[start Source data]

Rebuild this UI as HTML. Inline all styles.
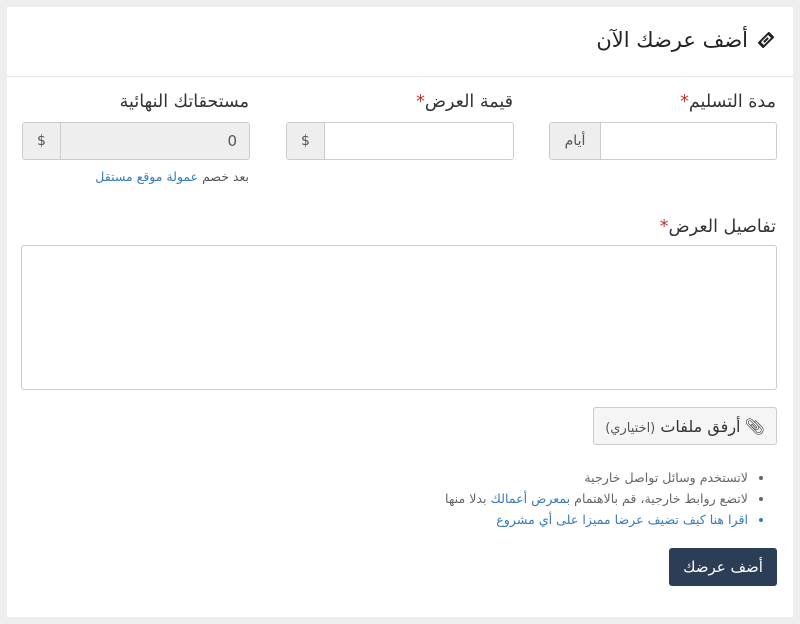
<!DOCTYPE html>
<html dir="rtl"><head><meta charset="utf-8"><style>
*{box-sizing:border-box;margin:0;padding:0}
body{width:800px;height:624px;background:#eeeeee;font-family:"DejaVu Sans","Liberation Sans",sans-serif;color:#333;position:relative;overflow:hidden}
.p{position:absolute;left:7px;top:7px;width:786px;height:610px;background:#fff}
.a{position:absolute}
.lbl{font-size:17.5px;color:#333;text-align:right;white-space:nowrap}
.st{color:#c9302c}
.in{position:absolute;height:38px;border:1px solid #ccc;border-radius:3px;background:#fff;overflow:hidden}
.ad{position:absolute;left:0;top:0;bottom:0;background:#eee;border-right:1px solid #ccc;font-size:14px;color:#555;display:flex;align-items:center;justify-content:center}
.blue{color:#3a7ab8}
ul li{font-size:12.6px;color:#666;height:21px;line-height:21px;white-space:nowrap}
</style></head><body>
<div class="p"></div>
<div class="a" style="right:24px;top:28px;font-size:21px;color:#222;display:flex;align-items:center;gap:8px">
<svg width="20" height="20" viewBox="0 0 20 20"><g transform="rotate(-45 10 10)"><rect x="2" y="6" width="16" height="8" rx="1" fill="#222"/><rect x="5" y="8" width="10" height="4" fill="#fff"/><rect x="7" y="9" width="6" height="2" fill="#222"/></g></svg>
<span>أضف عرضك الآن</span></div>
<div class="a" style="left:7px;width:786px;top:76px;height:1px;background:#e5e5e5"></div>

<div class="a lbl" style="right:24px;top:92px">مدة التسليم<span class="st">*</span></div>
<div class="a lbl" style="right:287px;top:92px">قيمة العرض<span class="st">*</span></div>
<div class="a lbl" style="right:551px;top:92px">مستحقاتك النهائية</div>

<div class="in" style="left:549px;top:122px;width:228px"><div class="ad" style="width:51px">أيام</div></div>
<div class="in" style="left:286px;top:122px;width:228px"><div class="ad" style="width:38px">$</div></div>
<div class="in" style="left:22px;top:122px;width:228px;background:#eee"><div class="ad" style="width:38px">$</div><div class="a" style="right:12px;top:9px;font-size:15px;color:#555">0</div></div>

<div class="a" style="right:551px;top:169px;font-size:12.5px;color:#555;white-space:nowrap">بعد خصم <span class="blue">عمولة موقع مستقل</span></div>

<div class="a lbl" style="right:24px;top:217px">تفاصيل العرض<span class="st">*</span></div>
<div class="a" style="left:21px;top:245px;width:756px;height:145px;border:1px solid #ccc;border-radius:3px"></div>

<div class="a" style="left:593px;top:407px;width:184px;height:38px;border:1px solid #ccc;border-radius:3px;background:#f5f5f5;display:flex;align-items:center;justify-content:center;gap:4px;font-size:16px;color:#333;white-space:nowrap">
<span>📎︎</span><span>أرفق ملفات <span style="font-size:13px;color:#555">(اختياري)</span></span></div>

<ul class="a" style="right:30px;top:467px;list-style:disc;padding-right:22px">
<li>لاتستخدم وسائل تواصل خارجية</li>
<li>لاتضع روابط خارجية، قم بالاهتمام <span class="blue">بمعرض أعمالك</span> بدلا منها</li>
<li class="blue">اقرا هنا كيف تضيف عرضا مميزا على أي مشروع</li>
</ul>

<div class="a" style="left:669px;top:548px;width:108px;height:38px;background:#2c3e55;border-radius:3px;color:#fff;font-size:15px;display:flex;align-items:center;justify-content:center">أضف عرضك</div>
</body></html>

[end Source data]

▶ The task: In your copy, leave out the pictures and reproduce the material above exactly.

▶ Exercise answer:
Rebuild this UI as HTML. Inline all styles.
<!DOCTYPE html>
<html dir="rtl"><head><meta charset="utf-8"><style>
*{box-sizing:border-box;margin:0;padding:0}
body{width:800px;height:624px;background:#eeeeee;font-family:"DejaVu Sans","Liberation Sans",sans-serif;color:#333;position:relative;overflow:hidden}
.p{position:absolute;left:7px;top:7px;width:786px;height:610px;background:#fff}
.a{position:absolute}
.lbl{font-size:17.5px;color:#333;text-align:right;white-space:nowrap}
.st{color:#c9302c}
.in{position:absolute;height:38px;border:1px solid #ccc;border-radius:3px;background:#fff;overflow:hidden}
.ad{position:absolute;left:0;top:0;bottom:0;background:#eee;border-right:1px solid #ccc;font-size:14px;color:#555;display:flex;align-items:center;justify-content:center}
.blue{color:#3a7ab8}
ul li{font-size:12.6px;color:#666;height:21px;line-height:21px;white-space:nowrap}
</style></head><body>
<div class="p"></div>
<div class="a" style="right:24px;top:28px;font-size:21px;color:#222;display:flex;align-items:center;gap:8px">
<svg width="20" height="20" viewBox="0 0 20 20"><g transform="rotate(-45 10 10)"><rect x="2" y="6" width="16" height="8" rx="1" fill="#222"/><rect x="5" y="8" width="10" height="4" fill="#fff"/><rect x="7" y="9" width="6" height="2" fill="#222"/></g></svg>
<span>أضف عرضك الآن</span></div>
<div class="a" style="left:7px;width:786px;top:76px;height:1px;background:#e5e5e5"></div>

<div class="a lbl" style="right:24px;top:92px">مدة التسليم<span class="st">*</span></div>
<div class="a lbl" style="right:287px;top:92px">قيمة العرض<span class="st">*</span></div>
<div class="a lbl" style="right:551px;top:92px">مستحقاتك النهائية</div>

<div class="in" style="left:549px;top:122px;width:228px"><div class="ad" style="width:51px">أيام</div></div>
<div class="in" style="left:286px;top:122px;width:228px"><div class="ad" style="width:38px">$</div></div>
<div class="in" style="left:22px;top:122px;width:228px;background:#eee"><div class="ad" style="width:38px">$</div><div class="a" style="right:12px;top:9px;font-size:15px;color:#555">0</div></div>

<div class="a" style="right:551px;top:169px;font-size:12.5px;color:#555;white-space:nowrap">بعد خصم <span class="blue">عمولة موقع مستقل</span></div>

<div class="a lbl" style="right:24px;top:217px">تفاصيل العرض<span class="st">*</span></div>
<div class="a" style="left:21px;top:245px;width:756px;height:145px;border:1px solid #ccc;border-radius:3px"></div>

<div class="a" style="left:593px;top:407px;width:184px;height:38px;border:1px solid #ccc;border-radius:3px;background:#f5f5f5;display:flex;align-items:center;justify-content:center;gap:4px;font-size:16px;color:#333;white-space:nowrap">
<span>📎︎</span><span>أرفق ملفات <span style="font-size:13px;color:#555">(اختياري)</span></span></div>

<ul class="a" style="right:30px;top:467px;list-style:disc;padding-right:22px">
<li>لاتستخدم وسائل تواصل خارجية</li>
<li>لاتضع روابط خارجية، قم بالاهتمام <span class="blue">بمعرض أعمالك</span> بدلا منها</li>
<li class="blue">اقرا هنا كيف تضيف عرضا مميزا على أي مشروع</li>
</ul>

<div class="a" style="left:669px;top:548px;width:108px;height:38px;background:#2c3e55;border-radius:3px;color:#fff;font-size:15px;display:flex;align-items:center;justify-content:center">أضف عرضك</div>
</body></html>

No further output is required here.